The case, City and County of Honolulu vs. Sunoco, is part of a tangle of cases across the United States that seek to hold oil companies accountable for allegedly misleading consumers about how fossil fuels contribute to global warming.

Island cohesion

Hawaii’s ties to island nations whose survival is threatened by rising sea levels play a significant role in the state’s cultural and legal landscape, bolstering climate rights arguments that are increasingly heard in international courts.

Former Hawaii Supreme Court justice Mike Wilson, who retired in May, stated that judges in the state “are keenly aware of the fact that communities close to us, that we’re culturally connected to… are being exterminated, in part due to the identified actions of a community that is being brought before the courts.” Wilson wrote a concurring opinion in the case In re Hawai’i Elec. Light Co., stating that a stable climate is a constitutional right enshrined in the state constitution’s due process clause.

That connection is also significant for Pahonu Coleman, one of 14 plaintiffs in Navahine F. v. Hawai’i Department of Transportation, which is set to go to trial in June 2024 in Hawaii’s First Circuit environmental court. Our Children’s Trust is the nonprofit in charge of a landmark youth case against the US government at the federal level.

Coleman, 18, sees Hawaii as a “beacon” for other Pacific Islands in peril. “Of course I want to impact the continental US, but also impact my brothers and sisters within the Pacific when it comes to how big nations treat them and their natural resources,” he went on to say.

Coleman, in addition to his role in Navahine, advocates for undoing the colonial influence on education in order to help preserve the Hawaiian language as a “database” of natural resources that are being lost due to global warming.

“We have a wind here in Waimānalo that is named after a once-prominent species of seaweed here in our bay, but we don’t have that seaweed anymore,” Mr.
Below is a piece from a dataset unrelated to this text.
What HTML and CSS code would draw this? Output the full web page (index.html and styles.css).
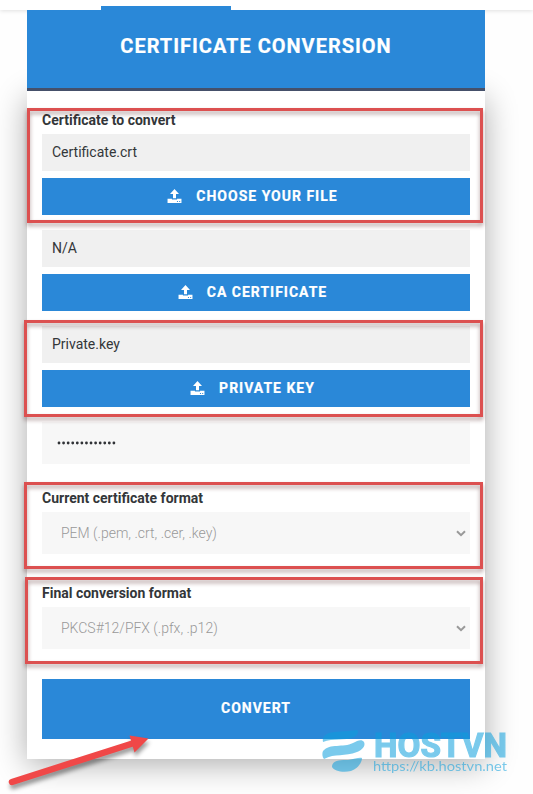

Coleman explained.

Vanuatu and Tuvalu, both Pacific Island nations, have filed climate claims in global tribunals, urging international human rights bodies such as the International Court of Justice and the International Tribunal for the Law of the Sea to issue opinions protecting vulnerable citizens from encroaching climate impacts.

Hawaii’s effects are similar to those of those other countries: shrinking coastlines, flooding, ocean acidification, and water scarcity, all of which disproportionately affect Native Hawaiians.

“That equity context really makes Hawaii part of the Global South in the Global North,” said Lisa Benjamin, a law professor at Lewis & Clark.

Indigenous peoples have been identified as some of the most vulnerable to the effects of global warming by international bodies, including the United Nations. These advisory opinions, while important for indirect influence on courts around the world, are not binding. Indigenous peoples around the world are also using the courts to compel nations to act, with mixed results.

Although the link to international climate rights battles is indirect, affirmative rulings from US courts, according to Maria Antonia Tigre, director of Global Climate Change Litigation at Columbia University’s Sabin Center, are “extremely important” in moving the dial.

Public confidence

In August, the Montana youth who pursued Held v. Montana won a significant victory against the state and its fossil fuel development policies, relying on environmental protections enshrined in Montana’s Bill of Rights. Only Pennsylvania and New York have the same environmental protection provisions.

The public trust doctrine is not included in Hawaii’s Bill of Rights, but it is powerful within a legal system that is already set up to hear environmental cases.

The doctrine derives from Indigenous law, which predates US statehood. According to Earthjustice Mid-Pacific Managing Attorney Isaac Moriwake, the first laws codified by the Hawaiian Kingdom included a version of public trust that prohibited private ownership of natural resources.

“I think these principles are being revived, recaptured, reaffirmed now in this modern era, where we’re confronting through the biggest crisis of sustainability, that, frankly, settler capitalism has ever imposed anywhere,” he said.

Hawaii was a kingdom until Congress transferred sovereignty to the United States in 1898. This marked the beginning of an era of exploitative sugar plantations and American colonization, which privatized the land’s resources.

It wasn’t until a landmark water rights case in the 1970s between two plantation owners that Hawaii’s natural resources were reclassified as public property, this time under US common law.

“It’s only a natural step to then recognize that the climate system, and all the natural resources that encompasses, is also subject to a public trust obligation,” Moriwake said in a statement.

Despite the fact that the state is a leader in climate litigation, it is unclear how future victories will impact other US emissions battles.

“How long will it take for a Mississippi court to recognize [the right to a stable climate] versus a Hawaii court?” “I mean, it’s all part of the process,” Moriwake explained. “The challenge is that we don’t have a whole generation for the law to incrementally evolve to where we need to go.”

Meanwhile, Hawaiians like Coleman and his fellow Navaho plaintiff Rylee K. are feeling the effects that they claim are largely ignored by visiting tourists.

“Our ancestors are here, this is our home, I want to one day raise a family here and be able to show my kids places that I’ve been to that our ancestors have been to,” 16-year-old Rylee said in an interview. “It’s really about protecting my home and I feel like that should resonate with anyone.”